─── MATERIAL TO PROCESS ───
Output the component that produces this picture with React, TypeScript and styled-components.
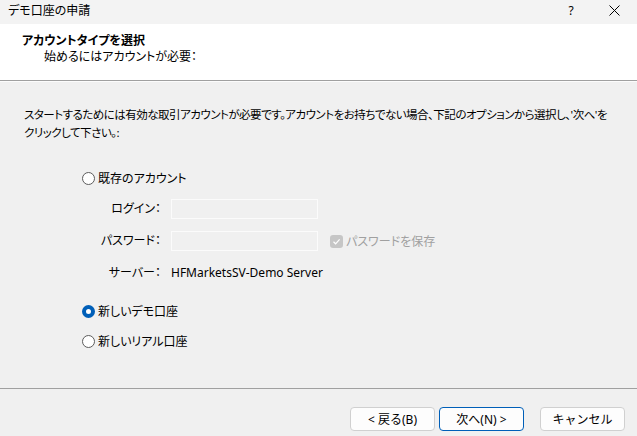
import { createGlobalStyle, styled } from "styled-components";

const GlobalStyle = createGlobalStyle`
  html, body {
    margin: 0;
    padding: 0;
    background: #f0f0f0;
  }
  body {
    font-family: "Noto Sans", "Noto Sans CJK JP", sans-serif;
    font-size: 12px;
    color: #000;
    font-feature-settings: "palt";
  }
`;

const Window = styled.div`
  width: 637px;
  height: 436px;
  display: flex;
  flex-direction: column;
  background: #f0f0f0;
  overflow: hidden;
`;

const TitleBar = styled.div`
  height: 24px;
  display: flex;
  align-items: center;
  padding-left: 8px;
  background: #f3f3f3;
`;

const Title = styled.div`
  flex: 1;
  font-size: 12px;
  line-height: 20px;
  margin-top: -3px;
`;

const TitleButton = styled.div<{ $width: number }>`
  width: ${(p) => p.$width}px;
  height: 24px;
  display: flex;
  align-items: center;
  justify-content: center;
  font-size: 12px;
  margin-top: -3px;
`;

const Header = styled.div`
  height: 57px;
  box-sizing: border-box;
  background: #fff;
  padding: 9px 0 0 22px;
  border-bottom: 1px solid #a0a0a0;
  box-shadow: 0 1px 0 #fcfcfc;
`;

const HeaderTitle = styled.div`
  font-weight: bold;
  line-height: 16px;
`;

const HeaderSub = styled.div`
  padding-left: 22px;
  line-height: 16px;
`;

const Body = styled.div`
  flex: 1;
  padding: 25px 24px 0;
  display: flex;
  flex-direction: column;
`;

const Intro = styled.p`
  margin: 0;
  font-size: 11.5px;
  letter-spacing: -0.5px;
  line-height: 18px;
  white-space: nowrap;
`;

const Options = styled.div`
  padding-left: 58px;
  display: flex;
  flex-direction: column;
`;

const RadioRow = styled.label<{ $top: number }>`
  display: flex;
  align-items: center;
  gap: 3px;
  height: 20px;
  margin-top: ${(p) => p.$top}px;
`;

const RadioCircle = styled.span<{ $checked?: boolean }>`
  box-sizing: border-box;
  width: 13px;
  height: 13px;
  border-radius: 50%;
  border: ${(p) => (p.$checked ? "4px solid #005fb8" : "1px solid #5c5c5c")};
  background: #fff;
`;

const FieldGrid = styled.div`
  display: grid;
  grid-template-columns: 79px 147px auto;
  column-gap: 10px;
  row-gap: 12px;
  margin-top: 11px;
  align-items: center;
`;

const FieldLabel = styled.div`
  text-align: right;
  line-height: 20px;
  height: 20px;
`;

const FieldInput = styled.div`
  height: 20px;
  box-sizing: border-box;
  border: 1px solid #fbfbfb;
  background: #f0f0f0;
`;

const FieldValue = styled.div`
  line-height: 20px;
  white-space: nowrap;
`;

const SaveCheck = styled.div`
  display: flex;
  align-items: center;
  gap: 3px;
  color: #a0a0a0;
  margin-left: 2px;
  white-space: nowrap;
`;

const CheckBox = styled.span`
  width: 13px;
  height: 13px;
  border-radius: 3px;
  background: #c6c6c6;
  display: flex;
  align-items: center;
  justify-content: center;
`;

const Footer = styled.div`
  height: 48px;
  box-sizing: border-box;
  border-top: 1px solid #a0a0a0;
  display: flex;
  justify-content: flex-end;
  align-items: flex-start;
  padding: 18px 12px 0 0;
`;

const Button = styled.button<{ $primary?: boolean; $gap: number }>`
  width: 85px;
  height: 24px;
  margin-left: ${(p) => p.$gap}px;
  box-sizing: border-box;
  border-radius: 4px;
  border: 1px solid ${(p) => (p.$primary ? "#005fb8" : "#d0d0d0")};
  background: #fdfdfd;
  font-family: inherit;
  font-size: 12px;
  color: #000;
  padding: 0;
`;

export default function App() {
  return (
    <Window>
      <GlobalStyle />
      <TitleBar>
        <Title>デモ口座の申請</Title>
        <TitleButton $width={40}>?</TitleButton>
        <TitleButton $width={46}>
          <svg width="11" height="11" viewBox="0 0 11 11">
            <path d="M0.5 0.5 L10.5 10.5 M10.5 0.5 L0.5 10.5" stroke="#000" strokeWidth="1" />
          </svg>
        </TitleButton>
      </TitleBar>
      <Header>
        <HeaderTitle>アカウントタイプを選択</HeaderTitle>
        <HeaderSub>始めるにはアカウントが必要：</HeaderSub>
      </Header>
      <Body>
        <Intro>
          スタートするためには有効な取引アカウントが必要です。アカウントをお持ちでない場合、下記のオプションから選択し、'次へ'を
          <br />
          クリックして下さい。:
        </Intro>
        <Options>
          <RadioRow $top={26}>
            <RadioCircle />
            既存のアカウント
          </RadioRow>
          <FieldGrid>
            <FieldLabel>ログイン：</FieldLabel>
            <FieldInput />
            <div />
            <FieldLabel>パスワード：</FieldLabel>
            <FieldInput />
            <SaveCheck>
              <CheckBox>
                <svg width="9" height="9" viewBox="0 0 9 9">
                  <path d="M1.5 4.8 L3.6 6.8 L7.6 2.4" fill="none" stroke="#fff" strokeWidth="1.2" />
                </svg>
              </CheckBox>
              パスワードを保存
            </SaveCheck>
            <FieldLabel>サーバー：</FieldLabel>
            <FieldValue>HFMarketsSV-Demo Server</FieldValue>
            <div />
          </FieldGrid>
          <RadioRow $top={18}>
            <RadioCircle $checked />
            新しいデモ口座
          </RadioRow>
          <RadioRow $top={10}>
            <RadioCircle />
            新しいリアル口座
          </RadioRow>
        </Options>
      </Body>
      <Footer>
        <Button $gap={0}>&lt; 戻る(B)</Button>
        <Button $gap={4} $primary>
          次へ(N) &gt;
        </Button>
        <Button $gap={16}>キャンセル</Button>
      </Footer>
    </Window>
  );
}
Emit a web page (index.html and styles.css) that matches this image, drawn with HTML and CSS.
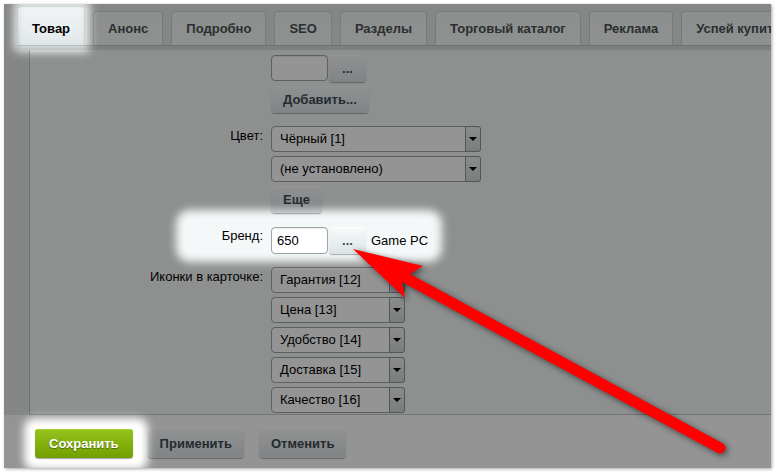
FILE: index.html
```html
<!DOCTYPE html>
<html lang="ru">
<head>
    <meta charset="UTF-8">
    <title>Товар - редактирование</title>
    <link rel="stylesheet" href="styles.css">
</head>
<body>
    <div class="page">
        <div class="shot">
            <div class="tabs">
                <div class="tab active">Товар</div>
                <div class="tab">Анонс</div>
                <div class="tab">Подробно</div>
                <div class="tab">SEO</div>
                <div class="tab">Разделы</div>
                <div class="tab">Торговый каталог</div>
                <div class="tab">Реклама</div>
                <div class="tab">Успей купить</div>
            </div>

            <div class="panel">
                <div class="panel-top"></div>
                <div class="panel-body">
                    <div class="form">
                        <div class="label"></div>
                        <div class="field">
                            <div class="line">
                                <input class="inp" type="text" value="">
                                <button class="btn dots">...</button>
                            </div>
                            <div><button class="btn">Добавить...</button></div>
                        </div>

                        <div class="label">Цвет:</div>
                        <div class="field">
                            <div class="select wide"><span>Чёрный [1]</span><i class="arr"></i></div>
                            <div class="select wide"><span>(не установлено)</span><i class="arr"></i></div>
                            <div><button class="btn">Еще</button></div>
                        </div>

                        <div class="label">Бренд:</div>
                        <div class="field">
                            <div class="line brand">
                                <input class="inp" type="text" value="650">
                                <button class="btn dots">...</button>
                                <span class="hint">Game PC</span>
                            </div>
                        </div>

                        <div class="label">Иконки в карточке:</div>
                        <div class="field">
                            <div class="select"><span>Гарантия [12]</span><i class="arr"></i></div>
                            <div class="select"><span>Цена [13]</span><i class="arr"></i></div>
                            <div class="select"><span>Удобство [14]</span><i class="arr"></i></div>
                            <div class="select"><span>Доставка [15]</span><i class="arr"></i></div>
                            <div class="select"><span>Качество [16]</span><i class="arr"></i></div>
                        </div>
                    </div>
                </div>
            </div>

            <div class="footer">
                <button class="btn save">Сохранить</button>
                <button class="btn big">Применить</button>
                <button class="btn big">Отменить</button>
            </div>

            <!-- dimming with spotlights, and the pointer arrow -->
            <svg class="overlay" width="767" height="464" viewBox="0 0 767 464">
                <defs>
                    <filter id="soft" x="-20%" y="-20%" width="140%" height="140%">
                        <feGaussianBlur stdDeviation="4"/>
                    </filter>
                    <mask id="holes">
                        <rect width="767" height="464" fill="#fff"/>
                        <g filter="url(#soft)" fill="#000">
                            <rect x="10" y="-4" width="76" height="52" rx="6"/>
                            <rect x="172" y="206" width="266" height="52" rx="14"/>
                            <rect x="20" y="414" width="124" height="52" rx="10"/>
                        </g>
                    </mask>
                </defs>
                <rect width="767" height="464" fill="#000" fill-opacity="0.42" mask="url(#holes)"/>
                <g class="arrow">
                    <line x1="402" y1="274" x2="716" y2="444" stroke="#fe0000" stroke-width="11" stroke-linecap="round"/>
                    <polygon points="349,245 419,262 406,270 398,278 401,294" fill="#fe0000"/>
                </g>
            </svg>
        </div>
    </div>
</body>
</html>
```

FILE: styles.css
```css
* {
    margin: 0;
    padding: 0;
    box-sizing: border-box;
}

body {
    font-family: 'Liberation Sans', Arial, sans-serif;
    font-size: 13px;
    color: #000;
    background: #fff;
}

.page {
    padding: 4px;
}

.shot {
    position: relative;
    width: 767px;
    height: 464px;
    overflow: hidden;
    background: #e6e9e9;
    box-shadow: 1px 1px 3px rgba(0, 0, 0, 0.35);
}

/* tabs */
.tabs {
    display: flex;
    align-items: flex-end;
    gap: 8px;
    height: 41px;
    padding-left: 13px;
    white-space: nowrap;
}

.tab {
    flex-shrink: 0;
    height: 34px;
    line-height: 33px;
    padding: 0 14px;
    border: 1px solid #cfd4d4;
    border-bottom: none;
    border-radius: 4px 4px 0 0;
    background: linear-gradient(#f3f6f6, #f6f9f9);
    font-weight: bold;
    color: #4a5254;
}

.tab.active {
    height: 39px;
    padding-top: 5px;
    background: linear-gradient(#f0f4f5, #e2e8ea);
    border-color: #d6dcdd;
    color: #000;
}

/* panel */
.panel {
    margin-left: 13px;
}

.panel-top {
    height: 5px;
    background: #d8dddd;
    border-top: 1px solid #bfc5c5;
}

.panel-body {
    height: 365px;
    margin-left: 12px;
    padding-top: 5px;
    background: #f5f8f8;
    border-left: 1px solid #bec3c3;
    border-bottom: 1px solid #c3c9c9;
    overflow: hidden;
}

.form {
    display: grid;
    grid-template-columns: 233px auto;
    column-gap: 8px;
    row-gap: 13px;
}

.label {
    text-align: right;
    padding-top: 2px;
    line-height: 16px;
}

.field {
    display: flex;
    flex-direction: column;
    gap: 4px;
}

.line {
    display: flex;
    align-items: flex-start;
}

.line.brand {
    height: 28px;
    align-items: center;
}

.inp {
    width: 57px;
    height: 26px;
    padding: 0 5px;
    border: 1px solid #9ea5a6;
    border-radius: 4px;
    background: #fff;
    font-family: inherit;
    font-size: 13px;
    color: #000;
    box-shadow: inset 0 1px 1px rgba(0, 0, 0, 0.08);
}

.line.brand .inp {
    height: 27px;
}

.btn {
    height: 27px;
    padding: 0 12px;
    border: none;
    border-radius: 4px;
    background: linear-gradient(#f8fafb, #dde4e6);
    box-shadow: 0 1px 1px rgba(0, 0, 0, 0.3), inset 0 1px 0 #fff;
    font-family: inherit;
    font-size: 13px;
    font-weight: bold;
    color: #3f4b54;
}

.btn.dots {
    width: 37px;
    margin-left: 1px;
    padding: 0;
}

.hint {
    margin-left: 5px;
}

.select {
    display: flex;
    width: 134px;
    height: 26px;
    border: 1px solid #9ea5a6;
    border-radius: 4px;
    background: #fff;
}

.select.wide {
    width: 210px;
}

.select span {
    flex: 1;
    padding-left: 8px;
    line-height: 24px;
    white-space: nowrap;
    overflow: hidden;
}

.arr {
    position: relative;
    width: 16px;
    border: 1px solid #8d9596;
    border-radius: 0 3px 3px 0;
    margin: -1px -1px -1px 0;
    background: linear-gradient(#eef1f2, #d2d8d9);
}

.arr::after {
    content: '';
    position: absolute;
    left: 3px;
    top: 10px;
    border-left: 4px solid transparent;
    border-right: 4px solid transparent;
    border-top: 4px solid #000;
}

/* footer */
.footer {
    display: flex;
    gap: 15px;
    height: 53px;
    padding: 14px 0 0 31px;
    background: #fff;
}

.btn.big {
    height: 29px;
    padding: 0 12px;
}

.btn.save {
    height: 29px;
    padding: 0 14px;
    border-radius: 3px;
    background: linear-gradient(#96c21c, #70a000);
    box-shadow: 0 1px 1px rgba(0, 0, 0, 0.35), inset 0 1px 0 #a9d33a;
    color: #fff;
    text-shadow: 0 1px 1px rgba(0, 0, 0, 0.4);
}

.overlay {
    position: absolute;
    left: 0;
    top: 0;
}

.arrow {
    filter: drop-shadow(2px 2px 3px rgba(0, 0, 0, 0.55));
}
```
───
* **PROBLEM TO SOLVE**
Identify the lines that contain the string "page", and copy every one of them.

* **OUTPUT**
Emit a web page (index.html and styles.css) that matches this image, drawn with HTML and CSS.
    <div class="page">
.page {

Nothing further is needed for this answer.